The cranes’ presence in the area spans from late September through December, peaking in mid-November, according to the DNR’s website. The website adds the best time to see the birds is at sunrise and sunset as they head in and out from the wetlands for the day.

Kelly Hines, Winamac, visited the observation deck with her four young sons at sunrise Thursday morning, Nov. 17. They stood among a group of onlookers - some peering through binoculars - as clusters of cranes let out their shrill clatters overhead.

“We’re homeschooling so we thought it would be a neat educational thing for the boys to see,” Kelly said.

“There’s a test this afternoon,” the boys’ grandmother, Pam Hines, quipped.

Pam and Kelly went on to recall how the boys read facts about the birds on signposts lining the trail leading up to the observation deck days earlier before the family decided to return after reading sunrise was a better time to visit.

“We’re just amazed how God created it, that the birds know how to come here on their way south, just that we can enjoy the beauty of that,” Kelly said.

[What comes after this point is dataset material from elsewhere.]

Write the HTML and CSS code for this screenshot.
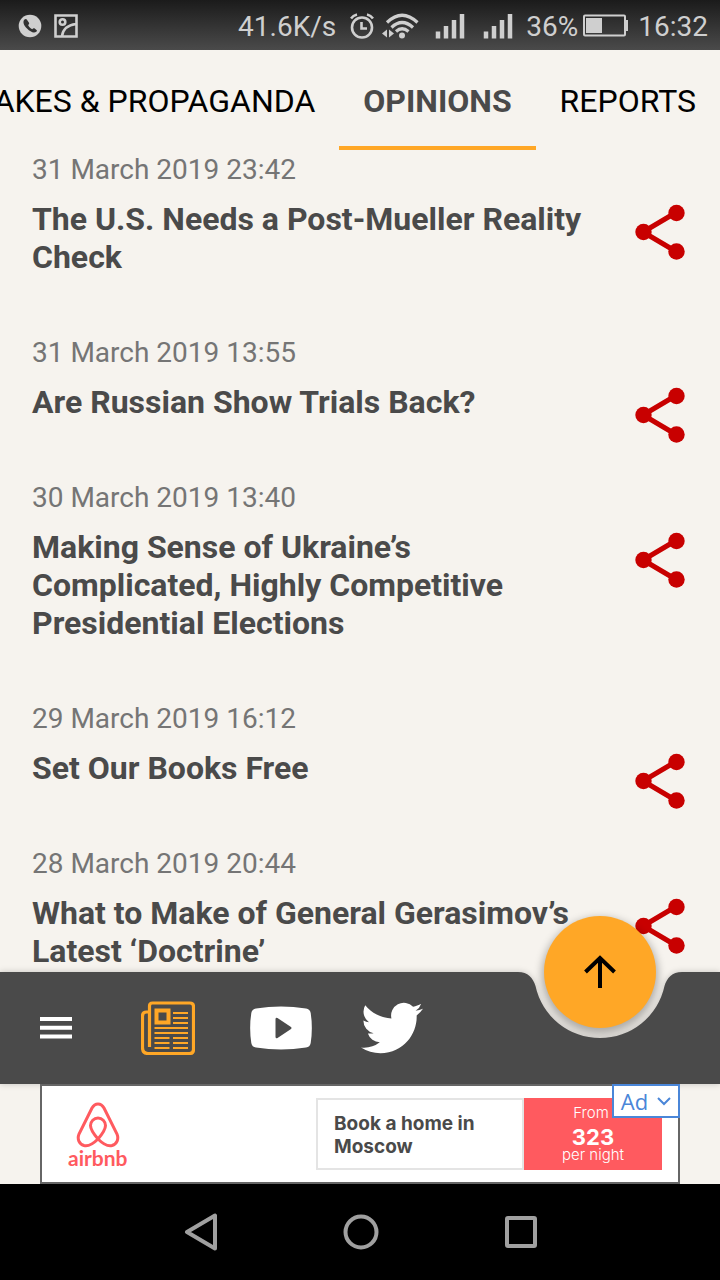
FILE: index.html
```html
<!DOCTYPE html>
<html lang="en">
<head>
<meta charset="utf-8">
<meta name="viewport" content="width=device-width, initial-scale=1">
<title>Opinions</title>
<link rel="stylesheet" href="styles.css">
</head>
<body>
<svg class="defs" aria-hidden="true">
  <symbol id="share" viewBox="0 0 64 64">
    <path d="M48 12.500 15 32 48 51.500" fill="none" stroke="currentColor" stroke-width="5"/>
    <circle cx="48.500" cy="13" r="8.200" fill="currentColor"/>
    <circle cx="15.500" cy="32" r="8.200" fill="currentColor"/>
    <circle cx="48.500" cy="51.500" r="8.200" fill="currentColor"/>
  </symbol>
  <symbol id="signal" viewBox="0 0 30 26">
    <path d="M3 25.500v-7M11 25.500V13M19 25.500V7M27 25.500V1" fill="none" stroke="currentColor" stroke-width="4.500"/>
  </symbol>
</svg>

<header class="status">
  <div class="status-group notices">
    <svg width="24" height="24" viewBox="0 0 24 24"><circle cx="12" cy="12" r="11.300" fill="currentColor"/><path d="M6.500 5.500c-2 2-1 5.500 2.500 9s7 5 9.500 3c.7-.6.600-1 0-1.600l-1.800-1.500c-.6-.4-1-.3-1.600.2l-.9.7c-1.500-.6-3.500-2.600-4.100-4.200l.8-.9c.4-.5.400-1 .1-1.500L9.300 6.200c-.8-1.300-1.800-1.600-2.800-.7z" fill="#303030"/></svg>
    <svg width="24" height="24" viewBox="0 0 24 24" fill="none" stroke="currentColor" stroke-width="2.600"><path d="M1.500 1.500h21v21h-21zM8 22C9 15 14 11 22 10"/><circle cx="8.500" cy="8" r="2.800"/></svg>
  </div>
  <div class="status-group">
    <span class="speed">41.6K/s</span>
    <svg width="24" height="26" viewBox="0 0 24 26" fill="none" stroke="currentColor" stroke-width="2.600"><circle cx="12" cy="14.500" r="10"/><path d="M11.500 9v6.500H17M1 5.500Q3 2.500 7 1.500M23 5.500Q21 2.500 17 1.500"/></svg>
    <svg class="wifi" width="38" height="26" viewBox="0 0 38 26"><g fill="none" stroke="currentColor" stroke-width="3.200"><path d="M5 9.500Q20-5 35.500 9.500M9.500 14.500Q20 4.500 31 14.500M14 18.500Q20 13 26.500 18.500"/></g><circle cx="20" cy="22.500" r="3" fill="currentColor"/><path d="M5 16.500v8L0 20.500zM7 16.500v8l5-4z" fill="currentColor"/></svg>
    <svg class="bars" width="30" height="26"><use href="#signal"/></svg>
    <svg class="bars second" width="30" height="26"><use href="#signal"/></svg>
    <span>36%</span>
    <svg class="battery" width="45" height="24" viewBox="0 0 45 24"><rect x="1" y="1.500" width="41" height="20" rx="1" fill="none" stroke="currentColor" stroke-width="2"/><path d="M3 4h16v15H3zM42 6h3v11h-3z" fill="currentColor"/></svg>
    <time>16:32</time>
  </div>
</header>

<nav class="tabs">
  <a class="tab" href="#fakes">FAKES &amp; PROPAGANDA</a>
  <a class="tab active" href="#opinions" aria-current="page">OPINIONS</a>
  <a class="tab" href="#reports">REPORTS</a>
</nav>

<main class="list">
  <article class="item">
    <div class="text"><time class="date">31 March 2019 23:42</time><h2 class="title">The U.S. Needs a Post-Mueller Reality Check</h2></div>
    <button class="share" aria-label="Share"><svg width="64" height="64"><use href="#share"/></svg></button>
  </article>
  <article class="item">
    <div class="text"><time class="date">31 March 2019 13:55</time><h2 class="title">Are Russian Show Trials Back?</h2></div>
    <button class="share" aria-label="Share"><svg width="64" height="64"><use href="#share"/></svg></button>
  </article>
  <article class="item">
    <div class="text"><time class="date">30 March 2019 13:40</time><h2 class="title">Making Sense of Ukraine’s Complicated, Highly Competitive Presidential Elections</h2></div>
    <button class="share" aria-label="Share"><svg width="64" height="64"><use href="#share"/></svg></button>
  </article>
  <article class="item">
    <div class="text"><time class="date">29 March 2019 16:12</time><h2 class="title">Set Our Books Free</h2></div>
    <button class="share" aria-label="Share"><svg width="64" height="64"><use href="#share"/></svg></button>
  </article>
  <article class="item">
    <div class="text"><time class="date">28 March 2019 20:44</time><h2 class="title">What to Make of General Gerasimov’s Latest ‘Doctrine’</h2></div>
    <button class="share" aria-label="Share"><svg width="64" height="64"><use href="#share"/></svg></button>
  </article>
</main>

<div class="dock">
  <button class="fab" aria-label="Back to top"><svg width="34" height="34" viewBox="0 0 34 34" fill="none" stroke="currentColor" stroke-width="4"><path d="M17 33V4M2.500 17 17 3l14.500 14"/></svg></button>
  <div class="bar">
    <div class="actions">
      <button class="action" aria-label="Menu"><svg width="32" height="24" viewBox="0 0 32 24"><path d="M0 3h32M0 11.700h32M0 20.400h32" stroke="currentColor" stroke-width="4"/></svg></button>
      <button class="action current" aria-label="News"><svg width="54" height="54" viewBox="0 0 54 54" fill="none" stroke="currentColor" stroke-width="3.200"><path d="M8.500 46V5q0-3 3-3H49q3.500 0 3.500 3.500v43q0 4-4 4H7q-5.500 0-5.500-6V15q0-4 4-4H8"/><rect x="15.500" y="9.500" width="12" height="12" stroke-width="4"/><path d="M32 12h15M32 17h15M32 22h15M13.500 27H47M13.500 32H47M13.500 37h15M32 37h15M13.500 42h15M32 42h15M13.500 47h15M32 47h15" stroke-width="2"/></svg></button>
      <button class="action" aria-label="YouTube"><svg width="64" height="44" viewBox="-1 0 62 44" fill="currentColor" fill-rule="evenodd"><path d="M6 2.500Q31-1.500 56 2.500q4 .5 4.700 4.500 2.300 15 0 30-.7 4-4.700 4.500-25 4-50 0Q2 41 1.300 37q-2.300-15 0-30Q2 3 6 2.500zM25.500 13v18q.3 2 2 1L41 23q1-1 0-2l-13.500-9q-1.700-1-2 1z"/></svg></button>
      <button class="action" aria-label="Twitter"><svg width="62" height="62" viewBox="0 0 24 24" fill="currentColor"><path d="M23.953 4.570a10 10 0 01-2.825.775 4.958 4.958 0 002.163-2.723c-.951.555-2.005.959-3.127 1.184a4.920 4.920 0 00-8.384 4.482C7.690 8.095 4.067 6.130 1.640 3.162a4.822 4.822 0 00-.666 2.475c0 1.710.870 3.213 2.188 4.096a4.904 4.904 0 01-2.228-.616v.060a4.923 4.923 0 003.946 4.827 4.996 4.996 0 01-2.212.085 4.936 4.936 0 004.604 3.417 9.867 9.867 0 01-6.102 2.105c-.390 0-.779-.023-1.170-.067a13.995 13.995 0 007.557 2.209c9.053 0 13.998-7.496 13.998-13.985 0-.210 0-.420-.015-.630A9.935 9.935 0 0024 4.590z"/></svg></button>
    </div>
    <svg class="notch" width="164" height="112" viewBox="0 0 164 112"><path d="M0 0C10 0 15 6 17.500 14A66 66 0 0 0 146.500 14C149 6 154 0 164 0V112H0Z"/></svg>
    <div class="bar-end"></div>
  </div>
</div>

<aside class="ad-strip">
  <div class="ad">
    <div class="brand">
      <svg width="44" height="46" viewBox="0 0 44 46" fill="none" stroke="currentColor" stroke-width="3"><path d="M22 37C16 30 14.500 26.500 14.500 23.500a7.500 7.500 0 0 1 15 0C29.500 26.500 28 30 22 37C16 43 12 44.500 8 43.500C3 42 1 37 3 32L16 6C19 .5 25 .5 28 6L41 32C43 37 41 42 36 43.500C32 44.500 28 43 22 37Z"/></svg>
      <span>airbnb</span>
    </div>
    <a class="offer" href="#offer">
      <span class="offer-text">Book a home in Moscow</span>
      <span class="price"><span class="from">From</span><strong>323</strong><span>per night</span></span>
    </a>
    <button class="ad-tag">Ad <svg width="14" height="10" viewBox="0 0 14 10" fill="none" stroke="currentColor" stroke-width="2"><path d="M1 2l6 6 6-6"/></svg></button>
  </div>
</aside>

<nav class="system">
  <button aria-label="Back"><svg width="34" height="38" viewBox="0 0 34 38"><path d="M31 2.500v33L3 19z"/></svg></button>
  <button aria-label="Home"><svg width="36" height="36" viewBox="0 0 36 36"><circle cx="18" cy="18" r="15.500"/></svg></button>
  <button aria-label="Recent apps"><svg width="34" height="34" viewBox="0 0 34 34"><rect x="3" y="3" width="28" height="28" rx="1"/></svg></button>
</nav>
</body>
</html>
```
FILE: styles.css
```css
* { box-sizing: border-box; }

body {
  margin: 0;
  height: 100vh;
  display: flex;
  flex-direction: column;
  overflow: hidden;
  background: #f6f3ee;
  color: #4a4a4a;
  font-family: Roboto, "Liberation Sans", sans-serif;
}

button {
  padding: 0;
  border: 0;
  background: none;
  color: inherit;
  font: inherit;
}

a { color: inherit; text-decoration: none; }
svg { display: block; flex: none; }
.defs { position: absolute; width: 0; height: 0; }

.status {
  flex: none;
  height: 50px;
  padding: 2px 12px 0 18px;
  display: flex;
  justify-content: space-between;
  align-items: center;
  background: linear-gradient(#1b1b1b, #4a4a4a);
  color: #cfcfcf;
  font-size: 28px;
}
.status-group { display: flex; align-items: center; }
.notices { gap: 12px; }
.speed { margin-right: 14px; }
.wifi { margin-left: 8px; }
.bars { margin-left: 15px; }
.bars.second { margin: 0 13px 0 18px; }
.battery { margin: 0 10px 0 5px; }

.tabs {
  flex: none;
  height: 100px;
  display: flex;
  justify-content: flex-end;
  overflow: hidden;
  color: #000;
  font-size: 32px;
}
.tab {
  flex: none;
  padding: 6px 24px 0;
  display: flex;
  align-items: center;
  white-space: nowrap;
  border-bottom: 4px solid transparent;
}
.tab.active {
  color: #4a4a4a;
  font-weight: 700;
  border-color: #ffa726;
}

.list {
  flex: 1;
  min-height: 0;
  padding-top: 2px;
  overflow: hidden;
}
.item {
  padding: 0 28px 0 32px;
  display: flex;
  justify-content: space-between;
}
.text {
  max-width: 560px;
  padding-bottom: 59px;
}
.date {
  display: block;
  margin-bottom: 12px;
  color: #757575;
  font-size: 28px;
  line-height: 36px;
}
.title {
  margin: 0;
  font-size: 32px;
  line-height: 38px;
}
.share {
  align-self: flex-start;
  padding-top: 48px;
  color: #c80000;
}

.dock {
  flex: none;
  position: relative;
  margin-top: -66px;
}
.bar {
  position: relative;
  display: flex;
  filter: drop-shadow(0 0 3px rgba(0, 0, 0, 0.2));
  pointer-events: none;
}
.actions {
  flex: 1;
  display: flex;
  background: #4a4a4a;
  color: #fff;
}
.action {
  width: 112px;
  height: 112px;
  display: flex;
  align-items: center;
  justify-content: center;
  pointer-events: auto;
}
.action.current { color: #ffa726; }
.notch { fill: #4a4a4a; }
.bar-end { width: 38px; background: #4a4a4a; }
.fab {
  position: absolute;
  top: -56px;
  right: 64px;
  width: 112px;
  height: 112px;
  display: flex;
  align-items: center;
  justify-content: center;
  border-radius: 50%;
  background: #ffa726;
  color: #000;
  box-shadow: 0 4px 8px 2px rgba(0, 0, 0, 0.3);
}

.ad-strip {
  flex: none;
  display: flex;
  justify-content: center;
}
.ad {
  position: relative;
  width: 640px;
  height: 100px;
  padding: 0 16px 0 26px;
  display: flex;
  align-items: center;
  justify-content: space-between;
  border: 2px solid #666;
  background: #fff;
}
.brand {
  display: flex;
  flex-direction: column;
  align-items: center;
  padding-top: 2px;
  color: #ff5a5f;
  font: 700 21px/20px Lato, sans-serif;
}
.offer {
  width: 346px;
  height: 72px;
  display: flex;
  font-family: Inter, sans-serif;
}
.offer-text {
  flex: 1;
  padding: 2px 0 0 16px;
  display: flex;
  align-items: center;
  border: 2px solid #e4e4e4;
  font-size: 19px;
  font-weight: 700;
  line-height: 23px;
}
.price {
  width: 138px;
  display: flex;
  flex-direction: column;
  align-items: center;
  justify-content: center;
  background: #ff5a5f;
  color: #fff;
  font-size: 15px;
  font-weight: 300;
  line-height: 18px;
}
.from { padding-right: 4px; }
.price strong {
  padding-top: 6px;
  font-size: 22px;
  font-weight: 700;
  line-height: 18px;
}
.ad-tag {
  position: absolute;
  top: -2px;
  right: -2px;
  width: 68px;
  height: 34px;
  display: flex;
  align-items: center;
  justify-content: center;
  gap: 9px;
  border: 2px solid #4a86d8;
  background: #fff;
  color: #4a86d8;
  font: 400 22px "Open Sans", sans-serif;
}

.system {
  flex: none;
  height: 96px;
  padding-left: 2px;
  display: flex;
  align-items: center;
  justify-content: center;
  background: #000;
}
.system button {
  width: 160px;
  display: flex;
  justify-content: center;
}
.system svg {
  fill: none;
  stroke: #a0a0a0;
  stroke-width: 4;
  stroke-linejoin: round;
}
```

Scott and Trish Karl made the 2 1/2-hour drive from their home in Wheaton, Illinois, to see the birds early one recent morning too. They visited the Jasper-Pulaski Fish and Wildlife Area last year as well, when they said strong winds pushed the birds directly above the observation tower.

“They were coming right over us and low,” Scott said. “They had a hard time with the wind last year, so it was amazing last year. It was cold and windy, but it was amazing.”

The couple said the experience complements their regimen of outdoor activities, which also includes backpacking in locales across the country.

“Just being in tune with nature,” Scott said of their desire to return. “They’re amazing birds.”